Despite the early removal of the clothespins, my silly weenie was still hard. I swear he has no sense. I can understand his excitement when it’s the balls being hurt, but this was him being hurt. The tiny clothespins were pinching his head. Ouch! But no, he’s standing there tall and proud and ready for more.

Don’t worry. Lion got more. Not more pain, though. So far he hasn’t passed up an opportunity to be sucked. I know I got him close. I’m not sure if it was two-more-strokes-would-have-been-too-much close or not, but it was close. And I know he’s horny. Poor thing.

I may be reading too much into his sighs again, but I think he was a little annoyed that I didn’t jump into action to lock him up again. He said he’d put the ring on when I told him to. Of course, I didn’t tell him to. I forgot. When he asked, I said he should put it on. He told me it was on and I didn’t move. Sometimes I wait until he takes his lenses out and it’s time to do his eye drops. Then he sighed. It was a fairly loud sigh. I asked what was wrong and got the “oh, nothing” answer that, if a woman did it, would mean “if you don’t know, I’m certainly not going to tell you”. I assumed he was annoyed I hadn’t caged him yet. So I locked him up. I don’t know if he really was upset or not. Or maybe he was upset but not about that. Or maybe he wasn’t upset at all. He just needed to sigh loudly. I get that. Sometimes I need to sigh loudly even though nothing specific is wrong. Out with the random frustrations so new ones can take their place.

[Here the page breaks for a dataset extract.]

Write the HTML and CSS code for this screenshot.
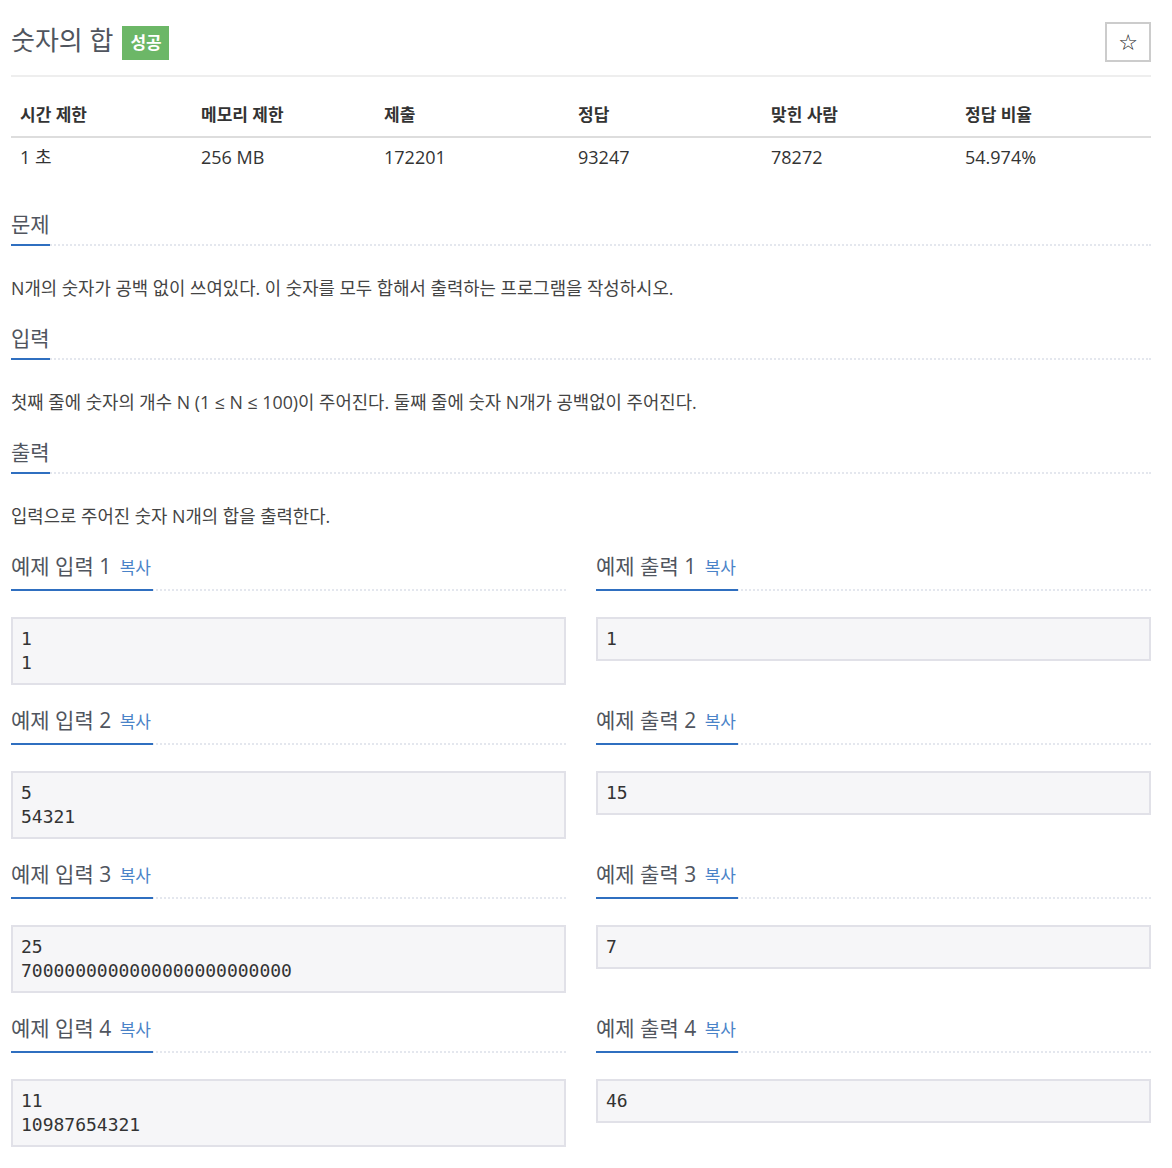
FILE: index.html
```html
<!DOCTYPE html>
<html lang="ko">
<head>
    <meta charset="UTF-8">
    <meta name="viewport" content="width=device-width, initial-scale=1.0">
    <title>숫자의 합</title>
    <link rel="stylesheet" href="styles.css">
</head>
<body>
    <div class="container">
        <div class="title-row">
            <h1 class="title">숫자의 합 <span class="badge">성공</span></h1>
            <button class="star-button">☆</button>
        </div>

        <table class="info-table">
            <thead>
                <tr>
                    <th>시간 제한</th>
                    <th>메모리 제한</th>
                    <th>제출</th>
                    <th>정답</th>
                    <th>맞힌 사람</th>
                    <th>정답 비율</th>
                </tr>
            </thead>
            <tbody>
                <tr>
                    <td>1 초</td>
                    <td>256 MB</td>
                    <td>172201</td>
                    <td>93247</td>
                    <td>78272</td>
                    <td>54.974%</td>
                </tr>
            </tbody>
        </table>

        <section class="problem-section">
            <div class="headline"><h2>문제</h2></div>
            <p>N개의 숫자가 공백 없이 쓰여있다. 이 숫자를 모두 합해서 출력하는 프로그램을 작성하시오.</p>
        </section>

        <section class="problem-section">
            <div class="headline"><h2>입력</h2></div>
            <p>첫째 줄에 숫자의 개수 N (1 ≤ N ≤ 100)이 주어진다. 둘째 줄에 숫자 N개가 공백없이 주어진다.</p>
        </section>

        <section class="problem-section">
            <div class="headline"><h2>출력</h2></div>
            <p>입력으로 주어진 숫자 N개의 합을 출력한다.</p>
        </section>

        <div class="sample-row">
            <div class="sample">
                <div class="headline sample-headline"><h2>예제 입력 1 <a class="copy">복사</a></h2></div>
                <pre class="sampledata">1
1</pre>
            </div>
            <div class="sample">
                <div class="headline sample-headline"><h2>예제 출력 1 <a class="copy">복사</a></h2></div>
                <pre class="sampledata">1</pre>
            </div>
        </div>

        <div class="sample-row">
            <div class="sample">
                <div class="headline sample-headline"><h2>예제 입력 2 <a class="copy">복사</a></h2></div>
                <pre class="sampledata">5
54321</pre>
            </div>
            <div class="sample">
                <div class="headline sample-headline"><h2>예제 출력 2 <a class="copy">복사</a></h2></div>
                <pre class="sampledata">15</pre>
            </div>
        </div>

        <div class="sample-row">
            <div class="sample">
                <div class="headline sample-headline"><h2>예제 입력 3 <a class="copy">복사</a></h2></div>
                <pre class="sampledata">25
7000000000000000000000000</pre>
            </div>
            <div class="sample">
                <div class="headline sample-headline"><h2>예제 출력 3 <a class="copy">복사</a></h2></div>
                <pre class="sampledata">7</pre>
            </div>
        </div>

        <div class="sample-row">
            <div class="sample">
                <div class="headline sample-headline"><h2>예제 입력 4 <a class="copy">복사</a></h2></div>
                <pre class="sampledata">11
10987654321</pre>
            </div>
            <div class="sample">
                <div class="headline sample-headline"><h2>예제 출력 4 <a class="copy">복사</a></h2></div>
                <pre class="sampledata">46</pre>
            </div>
        </div>
    </div>
</body>
</html>
```

FILE: styles.css
```css
body {
    font-family: "Open Sans", "Noto Sans CJK KR", sans-serif;
    color: #333;
    margin: 0;
    background-color: white;
}
.container {
    width: 1140px;
    margin-left: 11px;
    padding-top: 22px;
}

/* Title */
.title-row {
    display: flex;
    justify-content: space-between;
    align-items: flex-start;
    padding-bottom: 13px;
    border-bottom: 2px solid #eeeeee;
}
.title {
    display: flex;
    align-items: flex-start;
    margin: 0;
    font-size: 26px;
    line-height: 36px;
    font-weight: normal;
    color: #50555e;
}
.badge {
    margin-top: 4px;
    margin-left: 9px;
    padding: 0 7px 0 8px;
    height: 34px;
    line-height: 34px;
    font-size: 17px;
    font-weight: bold;
    color: white;
    background-color: #6cb767;
}
.star-button {
    width: 46px;
    height: 40px;
    padding: 0;
    font-size: 22px;
    color: #222;
    background-color: white;
    border: 2px solid #cccccc;
    font-family: "DejaVu Sans", sans-serif;
}

/* Info table */
.info-table {
    width: 100%;
    margin-top: 18px;
    border-collapse: collapse;
    table-layout: fixed;
    font-size: 17px;
}
.info-table th,
.info-table td {
    box-sizing: border-box;
}
.info-table th:nth-child(1) { width: 181px; }
.info-table th:nth-child(2) { width: 183px; }
.info-table th:nth-child(3) { width: 194px; }
.info-table th:nth-child(4) { width: 193px; }
.info-table th:nth-child(5) { width: 194px; }
.info-table th {
    text-align: left;
    font-weight: bold;
    line-height: 24px;
    padding: 8px 9px 9px;
    border-bottom: 2px solid #dddddd;
}
.info-table td {
    font-size: 18px;
    line-height: 24px;
    padding: 7px 9px 8px;
}

/* Sections */
.headline {
    border-bottom: 2px dotted #e4e7ee;
}
.headline h2 {
    display: inline-block;
    margin: 0 0 -2px;
    padding-bottom: 5px;
    font-size: 21px;
    line-height: 30px;
    font-weight: normal;
    color: #50555e;
    border-bottom: 2px solid #2f6fc0;
}
.problem-section {
    margin-top: 32px;
}
.problem-section + .problem-section {
    margin-top: 22px;
}
.problem-section p {
    margin: 29px 0 0;
    font-size: 17.8px;
    line-height: 26px;
    color: #444;
}

/* Samples */
.sample-row {
    display: grid;
    grid-template-columns: 1fr 1fr;
    column-gap: 30px;
    margin-top: 20px;
}
.problem-section + .sample-row {
    margin-top: 22px;
}
.sample-headline h2 {
    padding-bottom: 6px;
    padding-right: 2px;
}
.copy {
    margin-left: 3px;
    font-size: 17px;
    color: #4a83c8;
    cursor: pointer;
}
.sampledata {
    margin: 26px 0 0;
    padding: 8px;
    font-family: "DejaVu Sans Mono", monospace;
    font-size: 18px;
    line-height: 24px;
    color: #333;
    background-color: #f6f6f8;
    border: 2px solid #e1e1e8;
}
```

As I write this it’s 1:15 pm and the temperature at our weather station (I named it Willard Scott) is reading 94 degrees. Granted, it’s in the middle of the yard in bright sunshine, but we wouldn’t want it in shade. We don’t normally get our high temperature until late afternoon. Yup, we’re baking around here today. Good thing we have fans and portable air conditioners, otherwise I’d be sitting in the car right now. Time to retire to the coolness of the bedroom.